Read the file with Read tool. Stale files (>7 days) are auto-cleaned on next run.

Use --output - for classic streaming to stdout (JSON summary goes to stderr).

Agent Usage: Background & Async Patterns

Quick queries (~$0.02) — run foreground

Fast enough to run synchronously. Stdout contains JSON with file path:

bash

bun llm "question"
# stdout = JSON with "file" key — Read the file

Deep research (~$2-5) — run in background, wait with TaskOutput

Deep research takes 2-15 minutes. Never poll output files manually (sleep + read loops waste turns). Use the Task tool with run_in_background=true, then TaskOutput with block=true:

code

# Step 1: Launch background task
Task(subagent_type="Bash", run_in_background=true,
     prompt='bun llm --deep -y "topic"')
→ Returns task_id

# Step 2: Do other work while it runs...

# Step 3: Block-wait for completion (up to 10 min)
TaskOutput(task_id=<id>, block=true, timeout=600000)
# stdout contains JSON with file path — Read it

Anti-pattern — do NOT do this:

code

# BAD: Manual polling wastes 5+ turns on sleep/read cycles
Bash("sleep 30 && wc -l /tmp/output")
Read("/tmp/output")
Bash("sleep 30 && wc -l /tmp/output")  # still not done...

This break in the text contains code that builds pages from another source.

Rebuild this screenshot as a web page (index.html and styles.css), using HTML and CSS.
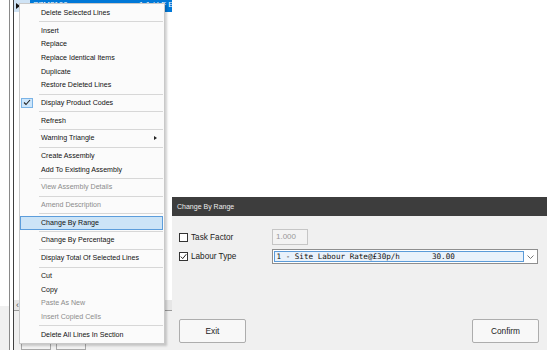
FILE: index.html
```html
<!DOCTYPE html>
<html>
<head>
<meta charset="utf-8">
<link rel="stylesheet" href="styles.css">
</head>
<body>
<div class="app">
  <div class="gutter"><div class="gutter-top"></div><div class="gutter-bottom"></div></div>
  <div class="frame">
    <div class="pane">
      <div class="rows">
        <div class="row selected">
          <div class="rh"><span class="row-arrow"></span></div>
          <div class="cell c1">SZM2100</div>
          <div class="cell c2">1.1 / LF ESD</div>
        </div>
      </div>
      <div class="hscroll"><span class="hs-arrow">‹</span></div>
      <div class="toolbar">
        <div class="tb-btn"><svg width="5" height="8" viewBox="0 0 5 8"><path d="M1 0V8M4 0V8" stroke="#444" stroke-width="1"/></svg></div>
        <div class="tb-btn"><svg width="10" height="8" viewBox="0 0 10 8"><path d="M0.5 0.5L5 7L9.5 0.5" stroke="#444" stroke-width="1" fill="none"/></svg></div>
      </div>
    </div>
  </div>
</div>

<div class="menu">
  <div class="mi">Delete Selected Lines</div>
  <div class="sep"></div>
  <div class="mi">Insert</div>
  <div class="mi">Replace</div>
  <div class="mi">Replace Identical Items</div>
  <div class="mi">Duplicate</div>
  <div class="mi">Restore Deleted Lines</div>
  <div class="sep"></div>
  <div class="mi"><span class="chk"><svg width="8" height="7" viewBox="0 0 8 7"><path d="M1 3.5L3 5.5L7 1" stroke="#222" stroke-width="1.1" fill="none"/></svg></span>Display Product Codes</div>
  <div class="sep"></div>
  <div class="mi">Refresh</div>
  <div class="sep"></div>
  <div class="mi sub">Warning Triangle<span class="sub-arrow"></span></div>
  <div class="sep"></div>
  <div class="mi">Create Assembly</div>
  <div class="mi">Add To Existing Assembly</div>
  <div class="sep"></div>
  <div class="mi disabled">View Assembly Details</div>
  <div class="sep"></div>
  <div class="mi disabled">Amend Description</div>
  <div class="sep"></div>
  <div class="mi hot">Change By Range</div>
  <div class="sep"></div>
  <div class="mi">Change By Percentage</div>
  <div class="sep"></div>
  <div class="mi">Display Total Of Selected Lines</div>
  <div class="sep"></div>
  <div class="mi">Cut</div>
  <div class="mi">Copy</div>
  <div class="mi disabled">Paste As New</div>
  <div class="mi disabled">Insert Copied Cells</div>
  <div class="sep"></div>
  <div class="mi">Delete All Lines In Section</div>
</div>

<div class="dialog">
  <div class="dlg-title">Change By Range</div>
  <div class="dlg-body">
    <div class="form">
      <div class="opt"><span class="cb"></span>Task Factor</div>
      <div class="textbox">1.000</div>
      <div class="opt"><span class="cb"><svg width="7" height="7" viewBox="0 0 7 7"><path d="M0.8 3.6L2.7 5.6L6.3 1.2" stroke="#222" stroke-width="1" fill="none"/></svg></span>Labour Type</div>
      <div class="combo">
        <div class="combo-text">1 - Site Labour Rate@£30p/h       30.00</div>
        <div class="combo-btn"><svg width="7" height="4" viewBox="0 0 7 4"><path d="M0.5 0.5L3.5 3.5L6.5 0.5" stroke="#777" stroke-width="1" fill="none"/></svg></div>
      </div>
    </div>
    <div class="actions">
      <div class="btn">Exit</div>
      <div class="btn">Confirm</div>
    </div>
  </div>
</div>
</body>
</html>
```

FILE: styles.css
```css
html, body {
  margin: 0;
  padding: 0;
}
body {
  width: 547px;
  height: 350px;
  overflow: hidden;
  position: relative;
  background: #ffffff;
  font-family: "Liberation Sans", Arial, sans-serif;
}

/* background grid application */
.app {
  display: flex;
  height: 350px;
}
.gutter {
  width: 9px;
  display: flex;
  flex-direction: column;
}
.gutter-top {
  height: 306px;
  background: #ffffff;
}
.gutter-bottom {
  flex: 1;
  background: #f0f0f0;
}
.frame {
  width: 163px;
  box-sizing: border-box;
  border-left: 1px solid #8a8a8a;
  padding-left: 3px;
  display: flex;
}
.pane {
  flex: 1;
  border-left: 1px solid #404040;
  display: flex;
  flex-direction: column;
  overflow: hidden;
}
.rows {
  height: 306px;
  background: #ffffff;
}
.row {
  display: flex;
  height: 12px;
}
.rh {
  width: 16px;
  background: #cfe3f5;
  position: relative;
}
.row-arrow {
  position: absolute;
  left: 2px;
  top: 3px;
  width: 0;
  height: 0;
  border-left: 4px solid #111;
  border-top: 3px solid transparent;
  border-bottom: 3px solid transparent;
}
.cell {
  background: #0078d7;
  color: #ffffff;
  font-size: 8px;
  line-height: 9px;
  padding-left: 3px;
  white-space: nowrap;
  overflow: hidden;
}
.c1 {
  width: 103px;
}
.c2 {
  flex: 1;
}
.hscroll {
  height: 10px;
  background: #e6e6e6;
  border-bottom: 1px solid #9a9a9a;
  font-size: 9px;
  line-height: 10px;
  color: #555;
}
.hs-arrow {
  padding-left: 2px;
}
.toolbar {
  flex: 1;
  background: #f0f0f0;
  display: flex;
  gap: 5px;
  padding: 15px 0 0 7px;
}
.tb-btn {
  width: 30px;
  height: 24px;
  box-sizing: border-box;
  border: 1px solid #a8a8a8;
  background: #f3f3f3;
  display: flex;
  align-items: center;
  justify-content: center;
}

/* context menu */
.menu {
  position: absolute;
  left: 19px;
  top: 3px;
  width: 146px;
  box-sizing: border-box;
  border: 1px solid #c9c9c9;
  background: #fbfbfb;
  padding: 2px 0;
  box-shadow: 2px 2px 2px rgba(0, 0, 0, 0.18);
  font-size: 7.1px;
  color: #121212;
}
.mi {
  position: relative;
  height: 13.7px;
  padding-left: 21px;
  padding-right: 7px;
  display: flex;
  align-items: center;
  justify-content: space-between;
  white-space: nowrap;
  box-sizing: border-box;
}
.mi.disabled {
  color: #8c8c8c;
}
.mi.hot {
  background: #cce4f7;
  border: 1px solid #5c9ddb;
  margin-right: 1px;
  padding-left: 20px;
}
.sep {
  height: 1px;
  margin: 1.5px 1px 1.5px 19px;
  background: #d7d7d7;
}
.chk {
  position: absolute;
  left: 1px;
  top: 1.5px;
  width: 12px;
  height: 10px;
  box-sizing: border-box;
  background: #cde6fb;
  border: 1px solid #7ab3e6;
  display: flex;
  align-items: center;
  justify-content: center;
}
.sub-arrow {
  width: 0;
  height: 0;
  border-left: 3px solid #222;
  border-top: 2.5px solid transparent;
  border-bottom: 2.5px solid transparent;
}

/* dialog */
.dialog {
  position: absolute;
  left: 172px;
  top: 197px;
  right: 0;
  bottom: 0;
  background: #f0f0f0;
  display: flex;
  flex-direction: column;
}
.dlg-title {
  height: 19px;
  line-height: 19px;
  background: #3d3d3d;
  color: #ececec;
  font-size: 7px;
  padding-left: 5px;
}
.dlg-body {
  flex: 1;
  display: flex;
  flex-direction: column;
}
.form {
  display: grid;
  grid-template-columns: 93px 1fr;
  grid-template-rows: 16px 15px;
  row-gap: 4px;
  align-items: center;
  padding: 13px 9px 0 7px;
}
.opt {
  display: flex;
  align-items: center;
  font-size: 8.2px;
  color: #222;
}
.cb {
  width: 9px;
  height: 9px;
  box-sizing: border-box;
  border: 1px solid #333;
  background: #ffffff;
  margin-right: 3px;
  display: flex;
  align-items: center;
  justify-content: center;
}
.textbox {
  width: 36px;
  height: 16px;
  box-sizing: border-box;
  border: 1px solid #c6c6c6;
  background: #f3f3f3;
  color: #999;
  font-size: 8px;
  line-height: 14px;
  padding-left: 3px;
}
.combo {
  height: 15px;
  box-sizing: border-box;
  border: 1px solid #8e8e8e;
  background: #ffffff;
  display: flex;
}
.combo-text {
  flex: 1;
  margin: 1px 0 1px 1px;
  border: 1px solid #5b9bd8;
  background: #e9f2fb;
  font-family: "DejaVu Sans Mono", "Liberation Mono", monospace;
  font-size: 7.6px;
  line-height: 9px;
  padding-left: 1.5px;
  white-space: pre;
  color: #111;
  overflow: hidden;
}
.combo-btn {
  width: 13px;
  display: flex;
  align-items: center;
  justify-content: center;
}
.actions {
  margin-top: auto;
  display: flex;
  justify-content: space-between;
  padding: 0 8px 7px 7px;
}
.btn {
  width: 67px;
  height: 24px;
  box-sizing: border-box;
  border: 1px solid #adadad;
  border-radius: 2px;
  background: #f8f8f8;
  color: #222;
  font-size: 8.3px;
  display: flex;
  align-items: center;
  justify-content: center;
}
```
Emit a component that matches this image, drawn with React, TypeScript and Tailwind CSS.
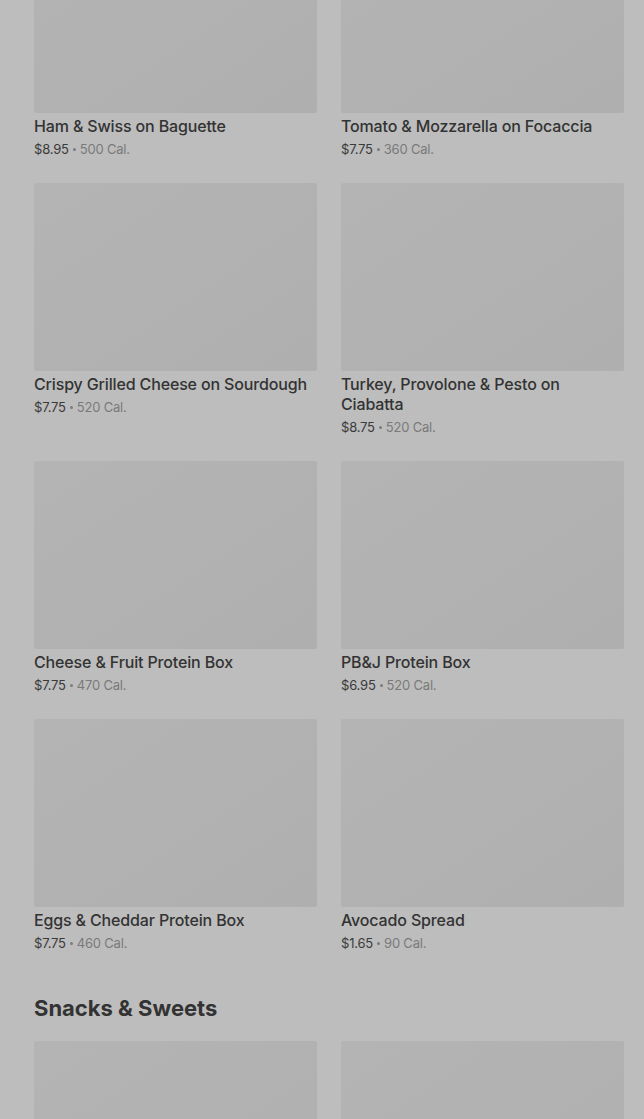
import React from "react";

type Item = { name: string; price: string; cal: string };

const rows: Item[][] = [
  [
    { name: "Ham & Swiss on Baguette", price: "$8.95", cal: "500 Cal." },
    { name: "Tomato & Mozzarella on Focaccia", price: "$7.75", cal: "360 Cal." },
  ],
  [
    { name: "Crispy Grilled Cheese on Sourdough", price: "$7.75", cal: "520 Cal." },
    { name: "Turkey, Provolone & Pesto on Ciabatta", price: "$8.75", cal: "520 Cal." },
  ],
  [
    { name: "Cheese & Fruit Protein Box", price: "$7.75", cal: "470 Cal." },
    { name: "PB&J Protein Box", price: "$6.95", cal: "520 Cal." },
  ],
  [
    { name: "Eggs & Cheddar Protein Box", price: "$7.75", cal: "460 Cal." },
    { name: "Avocado Spread", price: "$1.65", cal: "90 Cal." },
  ],
];

function Card({ item }: { item: Item }) {
  return (
    <div className="flex flex-col">
      <div className="h-[188px] rounded-[2px] bg-gradient-to-br from-[#b4b4b4] to-[#afafaf]" />
      <div className="mt-[3px] text-[16px] leading-[20px] font-medium tracking-[-0.15px] text-[#333333]">
        {item.name}
      </div>
      <div className="mt-[4px] flex h-[18px] items-center text-[13px] leading-[18px] tracking-[-0.2px]">
        <span className="text-[#3a3a3a]">{item.price}</span>
        <span className="mx-[4px] inline-block h-[3px] w-[3px] rounded-full bg-[#7a7a7a]" />
        <span className="text-[#7a7a7a]">{item.cal}</span>
      </div>
    </div>
  );
}

export default function App() {
  return (
    <div
      className="h-[1119px] overflow-hidden bg-[#bdbdbd] pl-[34px] pr-[20px]"
      style={{ fontFamily: "Inter, 'Noto Sans', sans-serif" }}
    >
      <div className="mt-[-75px] grid grid-cols-2 gap-x-[24px] gap-y-[25px]">
        {rows.flat().map((it) => (
          <Card key={it.name} item={it} />
        ))}
      </div>
      <h2 className="mt-[42px] mb-[19px] text-[22px] leading-[28px] font-bold text-[#333333]">
        Snacks &amp; Sweets
      </h2>
      <div className="grid grid-cols-2 gap-x-[24px]">
        <div className="h-[188px] rounded-[2px] bg-gradient-to-br from-[#b4b4b4] to-[#afafaf]" />
        <div className="h-[188px] rounded-[2px] bg-gradient-to-br from-[#b4b4b4] to-[#afafaf]" />
      </div>
    </div>
  );
}
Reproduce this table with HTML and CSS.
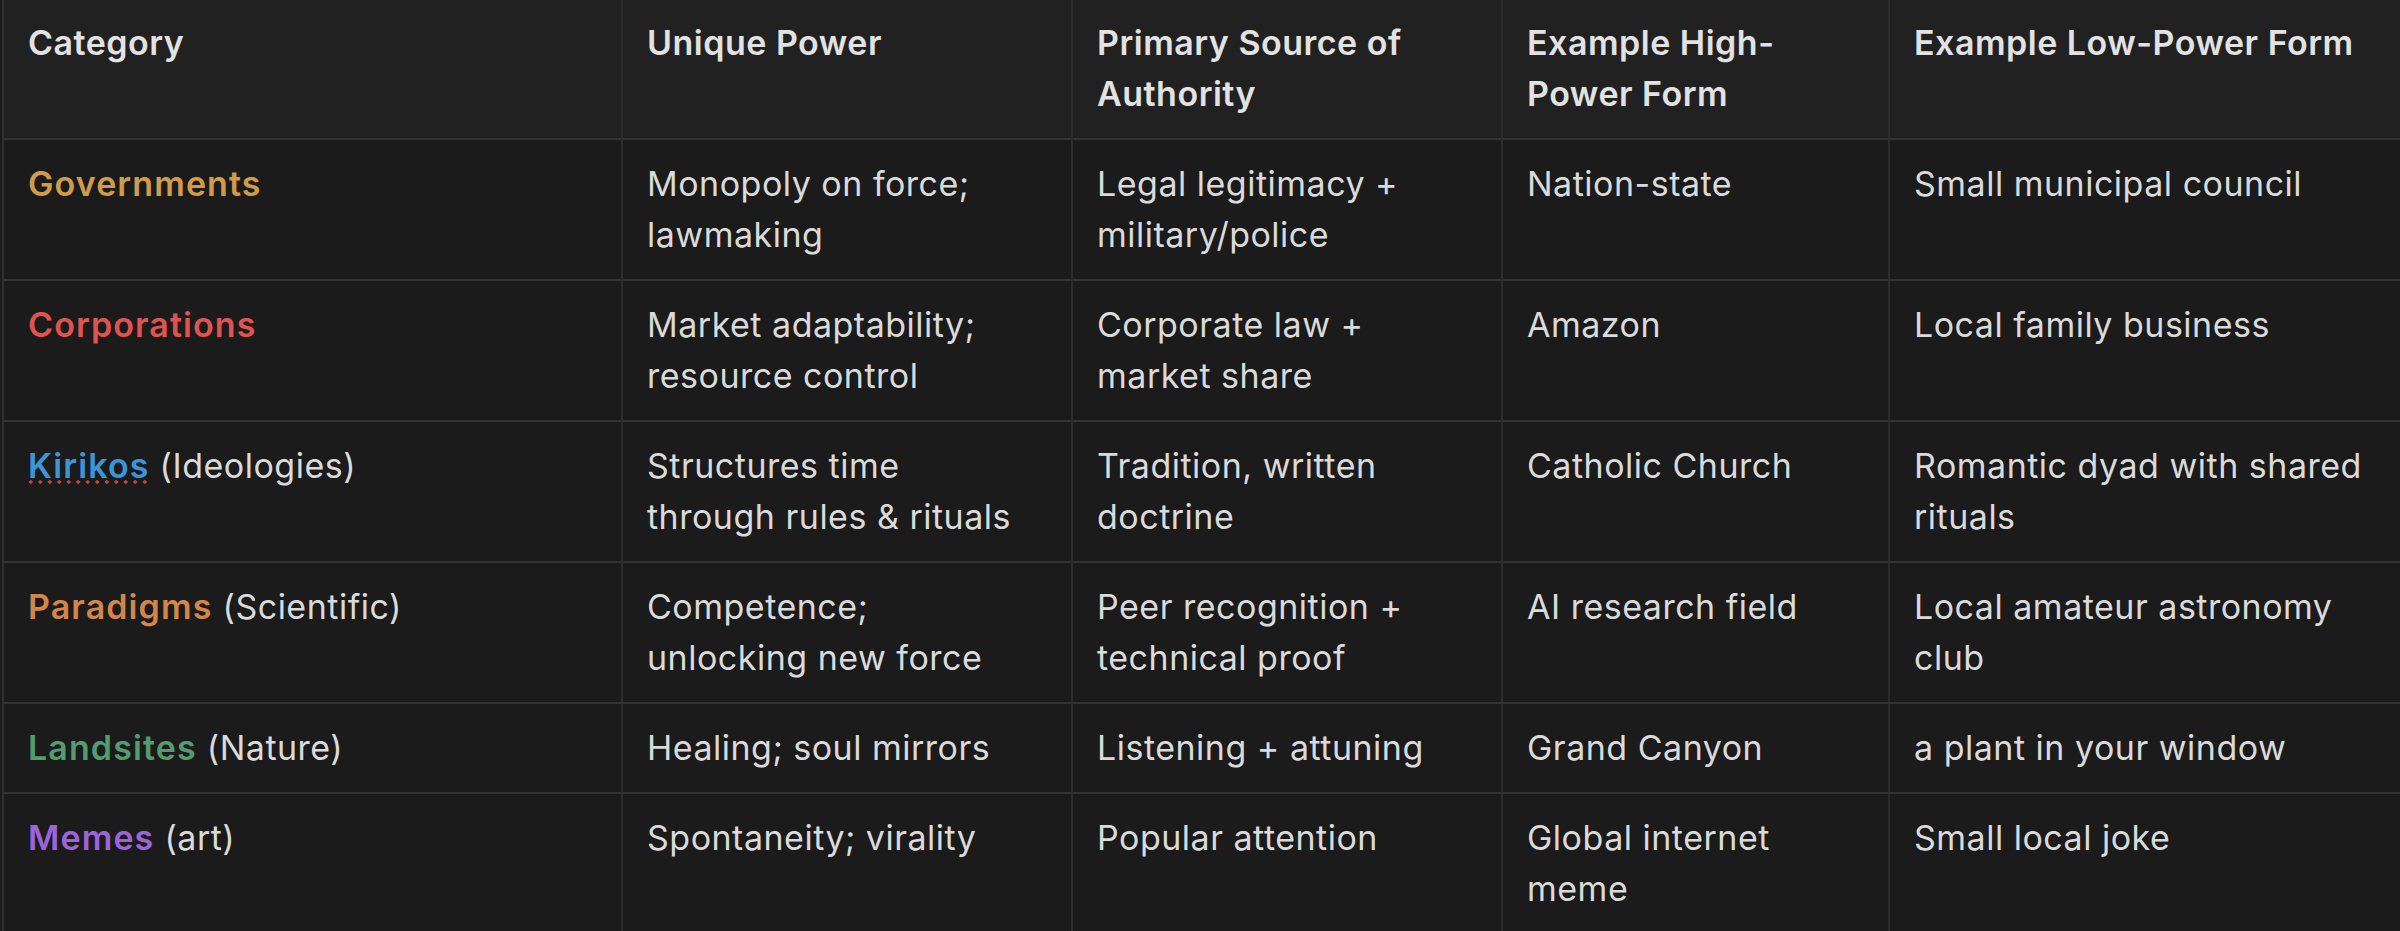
FILE: index.html
```html
<!DOCTYPE html>
<html lang="en">
<head>
<meta charset="utf-8">
<title>Categories of power</title>
<link rel="stylesheet" href="styles.css">
</head>
<body>
<table class="power-table">
  <colgroup>
    <col class="c1"><col class="c2"><col class="c3"><col class="c4"><col class="c5">
  </colgroup>
  <thead>
    <tr>
      <th>Category</th>
      <th class="narrow">Unique Power</th>
      <th>Primary Source of Authority</th>
      <th>Example High-Power Form</th>
      <th>Example Low-Power Form</th>
    </tr>
  </thead>
  <tbody>
    <tr>
      <td><strong class="tag gov">Governments</strong></td>
      <td class="narrow">Monopoly on force; lawmaking</td>
      <td>Legal legitimacy + military/police</td>
      <td>Nation-state</td>
      <td>Small municipal council</td>
    </tr>
    <tr>
      <td><strong class="tag corp">Corporations</strong></td>
      <td class="narrow">Market adaptability; resource control</td>
      <td>Corporate law + market share</td>
      <td>Amazon</td>
      <td>Local family business</td>
    </tr>
    <tr>
      <td><strong class="tag kir"><span class="spell">Kirikos</span></strong> (Ideologies)</td>
      <td class="narrow">Structures time through rules &amp; rituals</td>
      <td>Tradition, written doctrine</td>
      <td>Catholic Church</td>
      <td>Romantic dyad with shared rituals</td>
    </tr>
    <tr>
      <td><strong class="tag para">Paradigms</strong> (Scientific)</td>
      <td class="narrow">Competence; unlocking new force</td>
      <td>Peer recognition + technical proof</td>
      <td>AI research field</td>
      <td>Local amateur astronomy club</td>
    </tr>
    <tr>
      <td><strong class="tag land">Landsites</strong> (Nature)</td>
      <td class="narrow">Healing; soul mirrors</td>
      <td>Listening + attuning</td>
      <td>Grand Canyon</td>
      <td>a plant in your window</td>
    </tr>
    <tr>
      <td><strong class="tag meme">Memes</strong> (art)</td>
      <td class="narrow">Spontaneity; virality</td>
      <td>Popular attention</td>
      <td>Global internet meme</td>
      <td>Small local joke</td>
    </tr>
  </tbody>
</table>
</body>
</html>
```

FILE: styles.css
```css
html, body {
  margin: 0;
  padding: 0;
  overflow: hidden;
  background: #1b1b1b;
}

body {
  padding-left: 2px;
  font-family: Inter, "Noto Sans", sans-serif;
  font-size: 34px;
  line-height: 51px;
  letter-spacing: 0.5px;
  color: #dadada;
}

.power-table {
  table-layout: fixed;
  border-collapse: separate;
  border-spacing: 0;
  border-left: 2px solid #303030;
  width: 2418px;
}

.c1 { width: 619px; }
.c2 { width: 450px; }
.c3 { width: 430px; }
.c4 { width: 387px; }
.c5 { width: 530px; }

.power-table th,
.power-table td {
  text-align: left;
  vertical-align: top;
  padding: 18.5px 24px;
  border-right: 2px solid #2c2c2c;
  border-bottom: 2px solid #333333;
}

.power-table .narrow {
  padding-right: 44px;
}

.power-table th {
  padding-top: 17px;
  background: #212121;
  font-weight: 600;
  color: #e2e2e2;
}

.power-table td {
  background: #1b1b1b;
  font-weight: 400;
}

.tag {
  font-weight: 600;
  letter-spacing: 1.1px;
}
.gov { color: #d09b4b; }
.corp { color: #e05450; }
.kir { color: #3a96d9; }
.para { color: #d4864a; }
.land { color: #529c6e; }
.meme { color: #9d64d9; }

.spell {
  background-image: radial-gradient(circle, #c4433f 1.5px, transparent 1.9px);
  background-repeat: repeat-x;
  background-size: 9.5px 6px;
  background-position: -2px calc(100% - 1px);
}
```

Debate (~$1-3) — run foreground or background

Similar to deep research timing-wise. Use the same TaskOutput pattern for background execution.

Recovery

bash

bun llm recover              # List incomplete responses
bun llm recover <id>         # Retrieve by ID from OpenAI
bun llm partials --clean     # Clean up old partial files

Environment Variables

bash

export OPENAI_API_KEY="sk-..."
export ANTHROPIC_API_KEY="sk-ant-..."
export GOOGLE_GENERATIVE_AI_API_KEY="..."
export XAI_API_KEY="..."
export PERPLEXITY_API_KEY="pplx-..."

Trigger Phrases

•"ask another model"
•"get a second opinion"
•"research this topic"
•"what do other models think"
•"deep research"
•"multi-model query"